April 9th, 2013 by  

On March 4, we wrote about Lancaster’s requirement that all new single-family homes have solar panels installed on them. So we skipped covering the confirmation of that when the City Council of Lancaster (CA) made it official on March 26. However, I’ve decided to come back to it for one important reason.

Image Credit: City of Lancaster

Lancaster Mayor Rex Parris. Image Credit: City of Lancaster

As reported previously, Lancaster’s Mayor, who brought up the plan (and wants to make Lancaster the “solar energy capital of the world”), is a Republican. Mayor Rex Parris (look at that, his name is even Rex).

While many still file solar power under the “green, liberal” category, polls have show for years that both Republicans and Democrats love solar. I think the confusion comes from attacks on solar from high-level Republicans in Congress. But as this story shows, high-level Republicans in other sectors of politics can actually be solar champions… already are.

And, at least as significant is that there was basically no pushback from the city’s largely conservative constituents. Mayor Parris said: “It serves as a model. Here I am in an extremely conservative area, and there was almost no push-back.”

Of course, this may seem like a big anomaly, but it shouldn’t be. I think the real story that should be emphasized here is why solar power makes a great cause or technology for Republicans to champion. Solar power provides transformative energy independence, self-reliance. If I’m not mistaken, self-reliance is something that conservatives are all about (at least, theoretically). Of course, the energy independence means relying less on foreign countries for one of the staples of modern life, and even more so if you use that solar power to charge your electric car.

The sun isn’t going anywhere. There considerably more solar potential hitting the earth every year than in all known fossil fuel reserves.

solar energy

“Comparing finite and renewable planetary energy reserves (Terawatt‐years). Total recoverable reserves are shown for the finite resources. Yearly potential is shown for the renewables.” (Source: Perez & Perez, 2009a)

It seems pretty darn conservative to rely on energy that you know will always be there rather than relying on fossil fuels that must be extracted from the ground, are much more limited, and can come with wild price fluctuations — not to mention monopolistic, myopic, and market manipulations. I imagine the sun isn’t going to pull a fast one on you and jerk you around unexpectedly after you get dependent on it for your electricity needs.

Of course, solar power also won’t destroy your habitat, the climate we all rely on for life. And if you thought that was somehow lost on Republicans, check out the latest gallup polls, which show that the majority of Republican voters do think that we should address climate change. Again, it seems like an obviously conservative stance to protect the resources we rely on for life. We all know why this has become a political issue on the national stage — because mega-rich fossil fuel executives have partnered with political leaders (almost entirely Republicans) to make it a political issue, and to slow the inevitable energy revolution. But in local and state situations where there isn’t this conniving going on, Republicans are standing up to protect our climate.

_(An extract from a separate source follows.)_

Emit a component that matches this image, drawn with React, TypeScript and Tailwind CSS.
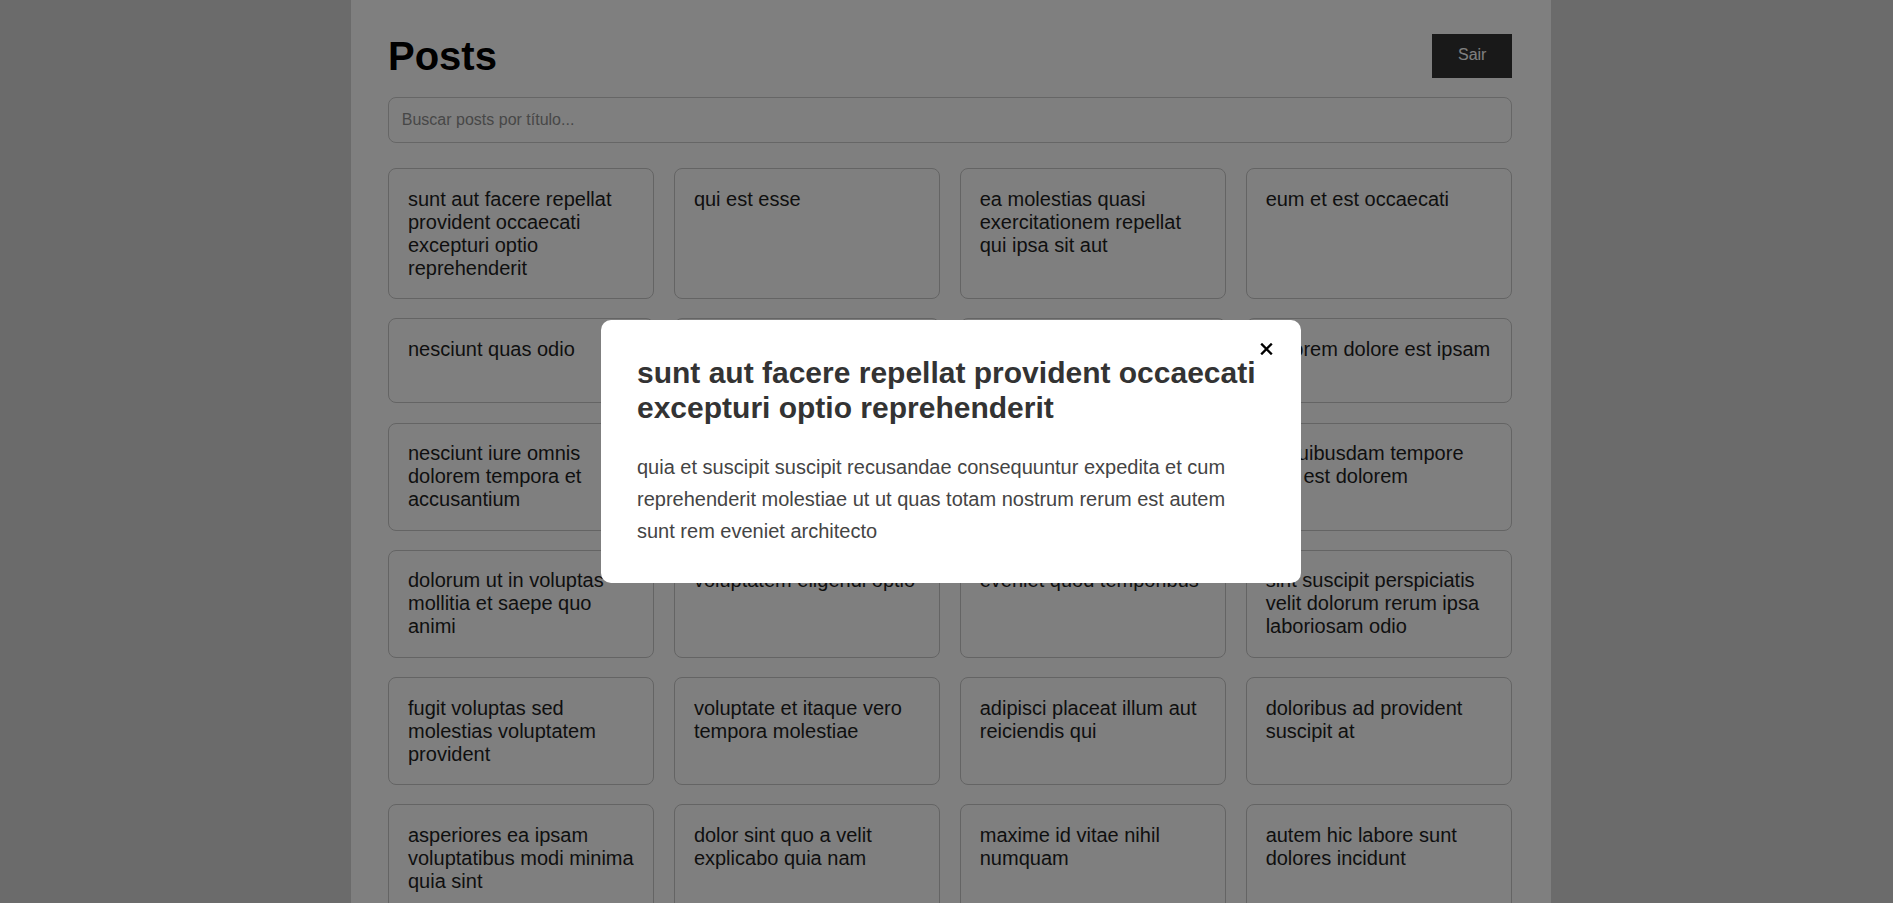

Parris, for example, nails the matter: “The one thing we have to recognize is just how desperate this situation is with global warming,” Parris said, “and at the same time recognize that we can actually fix it. We have tremendous capability if we just have the courage to do it.”

And then he nails it again: “The Republican Party is in a quandary because the polling shows that the voters support environmental protection. It’s the leadership that doesn’t,” Parris said. “You’d have to be a moron to discount global warming. I don’t know anybody that doesn’t recognize it’s occurring.”

I haven’t yet heard of other cities, counties, or states enacting a similar home solar mandate. But I’m hopeful that others have read what Lancaster has done and are in the process of working out a similar mandate in their area. California is a well known leader in the solar energy space, but it isn’t actually the top solar power state per capita — based on 2011 installation data, California is only #6 in solar power capacity per capita (I’m currently waiting on 2012 data to update this ranking).

But even without a mandate, the good news is that solar power has gotten so cheap now that it’s possible for many people to go solar out of their own initiative, and a large number of those people will even save money (tax-free money, at that!) for switching to solar-powered electricity. Have you checked your options lately?

Check out our new 93-page EV report, based on over 2,000 surveys collected from EV drivers in 49 of 50 US states, 26 European countries, and 9 Canadian provinces.

Tags: , , , , , , , , , ,

About the Author

is tryin' to help society help itself (and other species) with the power of the typed word. He spends most of his time here on CleanTechnica as its director and chief editor, but he's also the president of Important Media and the director/founder of EV Obsession, Solar Love, and Bikocity. Zach is recognized globally as a solar energy, electric car, and energy storage expert. Zach has long-term investments in TSLA, FSLR, SPWR, SEDG, & ABB — after years of covering solar and EVs, he simply has a lot of faith in these particular companies and feels like they are good cleantech companies to invest in.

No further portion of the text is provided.